Going through the material below, please gather all lines with the word "index" in them.

—————

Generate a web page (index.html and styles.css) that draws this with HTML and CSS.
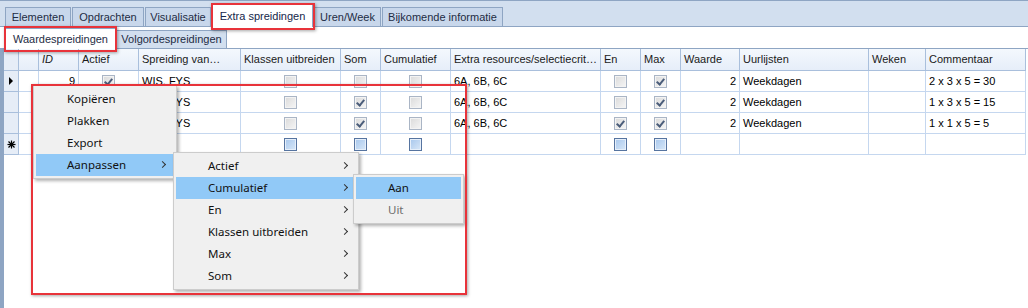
FILE: index.html
```html
<!DOCTYPE html>
<html lang="nl">
<head>
    <meta charset="UTF-8">
    <title>Extra spreidingen</title>
    <link rel="stylesheet" href="styles.css">
</head>
<body>
    <div class="page">
        <!-- Main tabs -->
        <div class="tabstrip">
            <div class="tab" style="width:66px">Elementen</div>
            <div class="tab" style="width:72px">Opdrachten</div>
            <div class="tab" style="width:66px">Visualisatie</div>
            <div class="tab active" style="width:101px">Extra spreidingen</div>
            <div class="tab" style="width:67px">Uren/Week</div>
            <div class="tab" style="width:121px">Bijkomende informatie</div>
        </div>

        <!-- Sub tabs -->
        <div class="subtabs">
            <div class="subtab active">Waardespreidingen</div>
            <div class="subtab">Volgordespreidingen</div>
        </div>

        <!-- Grid -->
        <div class="grid">
            <div class="row head">
                <div class="cell ind"></div>
                <div class="cell"></div>
                <div class="cell"><i>ID</i></div>
                <div class="cell">Actief</div>
                <div class="cell">Spreiding van…</div>
                <div class="cell">Klassen uitbreiden</div>
                <div class="cell">Som</div>
                <div class="cell">Cumulatief</div>
                <div class="cell">Extra resources/selectiecrit…</div>
                <div class="cell">En</div>
                <div class="cell">Max</div>
                <div class="cell">Waarde</div>
                <div class="cell">Uurlijsten</div>
                <div class="cell">Weken</div>
                <div class="cell">Commentaar</div>
            </div>

            <div class="row">
                <div class="cell ind">
                    <svg width="5" height="8" viewBox="0 0 5 8"><polygon points="0,0 4,4 0,8" fill="#000"/></svg>
                </div>
                <div class="cell"></div>
                <div class="cell num">9</div>
                <div class="cell mid"><span class="cb on"></span></div>
                <div class="cell">WIS, FYS</div>
                <div class="cell mid"><span class="cb"></span></div>
                <div class="cell mid"><span class="cb"></span></div>
                <div class="cell mid"><span class="cb"></span></div>
                <div class="cell">6A, 6B, 6C</div>
                <div class="cell mid"><span class="cb"></span></div>
                <div class="cell mid"><span class="cb on"></span></div>
                <div class="cell num">2</div>
                <div class="cell">Weekdagen</div>
                <div class="cell"></div>
                <div class="cell">2 x 3 x 5 = 30</div>
            </div>

            <div class="row">
                <div class="cell ind"></div>
                <div class="cell"></div>
                <div class="cell"></div>
                <div class="cell"></div>
                <div class="cell">WIS, FYS</div>
                <div class="cell mid"><span class="cb"></span></div>
                <div class="cell mid"><span class="cb on"></span></div>
                <div class="cell mid"><span class="cb"></span></div>
                <div class="cell">6A, 6B, 6C</div>
                <div class="cell mid"><span class="cb"></span></div>
                <div class="cell mid"><span class="cb on"></span></div>
                <div class="cell num">2</div>
                <div class="cell">Weekdagen</div>
                <div class="cell"></div>
                <div class="cell">1 x 3 x 5 = 15</div>
            </div>

            <div class="row">
                <div class="cell ind"></div>
                <div class="cell"></div>
                <div class="cell"></div>
                <div class="cell"></div>
                <div class="cell">WIS, FYS</div>
                <div class="cell mid"><span class="cb"></span></div>
                <div class="cell mid"><span class="cb on"></span></div>
                <div class="cell mid"><span class="cb"></span></div>
                <div class="cell">6A, 6B, 6C</div>
                <div class="cell mid"><span class="cb on"></span></div>
                <div class="cell mid"><span class="cb on"></span></div>
                <div class="cell num">2</div>
                <div class="cell">Weekdagen</div>
                <div class="cell"></div>
                <div class="cell">1 x 1 x 5 = 5</div>
            </div>

            <div class="row">
                <div class="cell ind">
                    <svg width="9" height="9" viewBox="0 0 9 9" stroke="#000" stroke-width="1.2">
                        <line x1="4.5" y1="0.5" x2="4.5" y2="8.5"/>
                        <line x1="0.5" y1="4.5" x2="8.5" y2="4.5"/>
                        <line x1="1.5" y1="1.5" x2="7.5" y2="7.5"/>
                        <line x1="7.5" y1="1.5" x2="1.5" y2="7.5"/>
                    </svg>
                </div>
                <div class="cell"></div>
                <div class="cell"></div>
                <div class="cell"></div>
                <div class="cell"></div>
                <div class="cell mid"><span class="cb new"></span></div>
                <div class="cell mid"><span class="cb new"></span></div>
                <div class="cell mid"><span class="cb new"></span></div>
                <div class="cell"></div>
                <div class="cell mid"><span class="cb new"></span></div>
                <div class="cell mid"><span class="cb new"></span></div>
                <div class="cell"></div>
                <div class="cell"></div>
                <div class="cell"></div>
                <div class="cell"></div>
            </div>
        </div>

        <!-- Context menu -->
        <div class="menu menu-main">
            <div class="item">Kopiëren</div>
            <div class="item">Plakken</div>
            <div class="item">Export</div>
            <div class="item hover">Aanpassen <span class="arrow"></span></div>
        </div>

        <div class="menu menu-sub">
            <div class="item">Actief <span class="arrow"></span></div>
            <div class="item hover">Cumulatief <span class="arrow"></span></div>
            <div class="item">En <span class="arrow"></span></div>
            <div class="item">Klassen uitbreiden <span class="arrow"></span></div>
            <div class="item">Max <span class="arrow"></span></div>
            <div class="item">Som <span class="arrow"></span></div>
        </div>

        <div class="menu menu-val">
            <div class="item hover">Aan</div>
            <div class="item off">Uit</div>
        </div>

        <!-- Red highlight marks -->
        <div class="mark mark-tab"></div>
        <div class="mark mark-subtab"></div>
        <div class="mark mark-menu"></div>
    </div>
</body>
</html>
```

FILE: styles.css
```css
body {
    margin: 0;
    background: white;
    font-family: "Liberation Sans", Arial, sans-serif;
    font-size: 11px;
    color: #000;
    overflow: hidden;
}
.page {
    position: relative;
    width: 1028px;
    height: 308px;
}

/* Main tabs */
.tabstrip {
    height: 25px;
    border-top: 1px solid #8ea5c3;
    border-bottom: 1px solid #8ea5c3;
    background: #d2dfef;
    display: flex;
    align-items: flex-end;
    padding-left: 5px;
}
.tab {
    box-sizing: border-box;
    height: 19px;
    margin-right: 1px;
    border: 1px solid #8ea5c3;
    border-bottom: none;
    background: #c8d7eb;
    color: #1e2c44;
    text-align: center;
    line-height: 18px;
    white-space: nowrap;
}
.tab.active {
    height: 23px;
    margin-bottom: -1px;
    background: white;
    color: #15264a;
    line-height: 22px;
}

/* Sub tabs */
.subtabs {
    height: 21px;
    border-bottom: 1px solid #8ea5c3;
    display: flex;
    align-items: flex-end;
    padding-left: 5px;
}
.subtab {
    box-sizing: border-box;
    width: 111px;
    height: 18px;
    border: 1px solid #8ea5c3;
    border-bottom: none;
    background: #d2dfef;
    color: #1e2c44;
    text-align: center;
    line-height: 17px;
}
.subtab.active {
    height: 21px;
    margin-bottom: -1px;
    background: white;
    line-height: 21px;
}

/* Grid */
.grid {
    border-left: 4px solid #8ea5c3;
    height: 259px;
}
.row {
    display: grid;
    grid-template-columns: 15px 20px 40px 60px 102px 100px 40px 70px 150px 40px 40px 59px 129px 57px 100px;
    height: 21px;
}
.row.head {
    height: 22px;
}
.cell {
    box-sizing: border-box;
    border-right: 1px solid #c5d7ef;
    border-bottom: 1px solid #c5d7ef;
    padding: 0 3px;
    line-height: 20px;
    white-space: nowrap;
    overflow: hidden;
    text-overflow: clip;
}
.head .cell {
    background: linear-gradient(#f4f8fd, #e6eef9);
    border-right-color: #a9bfdc;
    border-bottom-color: #a9bfdc;
    line-height: 21px;
    color: #1a1a1a;
}
.cell.ind {
    background: #e6edf7;
    border-right-color: #a9bfdc;
    border-bottom-color: #a9bfdc;
    padding: 0;
    display: flex;
    align-items: center;
    justify-content: center;
}
.cell.num {
    text-align: right;
}
.cell.mid {
    display: flex;
    align-items: center;
    justify-content: center;
    padding: 0;
}

/* Checkboxes */
.cb {
    box-sizing: border-box;
    width: 13px;
    height: 13px;
    border: 1px solid #aab5c5;
    background: linear-gradient(135deg, #dadada, #f6f6f6);
    box-shadow: inset 0 0 0 1px #f3f3f3;
    position: relative;
}
.cb.on::after {
    content: "";
    position: absolute;
    left: 3px;
    top: 1px;
    width: 3px;
    height: 6px;
    border: solid #4b5d7a;
    border-width: 0 2px 2px 0;
    transform: rotate(40deg);
}
.cb.new {
    border-color: #5674a0;
    background: linear-gradient(135deg, #a6c6ec, #d9e8f8);
    box-shadow: inset 0 0 0 1px #e6effa;
}

/* Context menus */
.menu {
    position: absolute;
    box-sizing: border-box;
    background: #f0f0f0;
    border: 1px solid #cccccc;
    padding: 2px;
    box-shadow: 2px 2px 3px rgba(0, 0, 0, 0.3);
    font-family: "Noto Sans", "Open Sans", sans-serif;
    font-size: 11.5px;
    color: #111;
}
.menu-main {
    left: 33px;
    top: 85px;
    width: 144px;
}
.menu-sub {
    left: 173px;
    top: 152px;
    width: 186px;
}
.menu-val {
    left: 353px;
    top: 174px;
    width: 111px;
}
.item {
    position: relative;
    height: 22px;
    line-height: 22px;
    padding-left: 31px;
    white-space: nowrap;
}
.menu-sub .item,
.menu-val .item {
    padding-left: 32px;
}
.item.hover {
    background: #91c9f7;
}
.item.off {
    color: #6d6d6d;
}
.arrow {
    position: absolute;
    right: 9px;
    top: 8px;
    width: 4px;
    height: 4px;
    border: solid #333;
    border-width: 1px 1px 0 0;
    transform: rotate(45deg);
}

/* Red highlight marks */
.mark {
    position: absolute;
    box-sizing: border-box;
    border: 2px solid #e8333a;
    box-shadow: 1px 1px 3px rgba(0, 0, 0, 0.35);
}
.mark-tab {
    left: 211px;
    top: 3px;
    width: 104px;
    height: 27px;
}
.mark-subtab {
    left: 4px;
    top: 26px;
    width: 113px;
    height: 26px;
}
.mark-menu {
    left: 31px;
    top: 84px;
    width: 436px;
    height: 211px;
}
```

—————

The answer:
Generate a web page (index.html and styles.css) that draws this with HTML and CSS.
FILE: index.html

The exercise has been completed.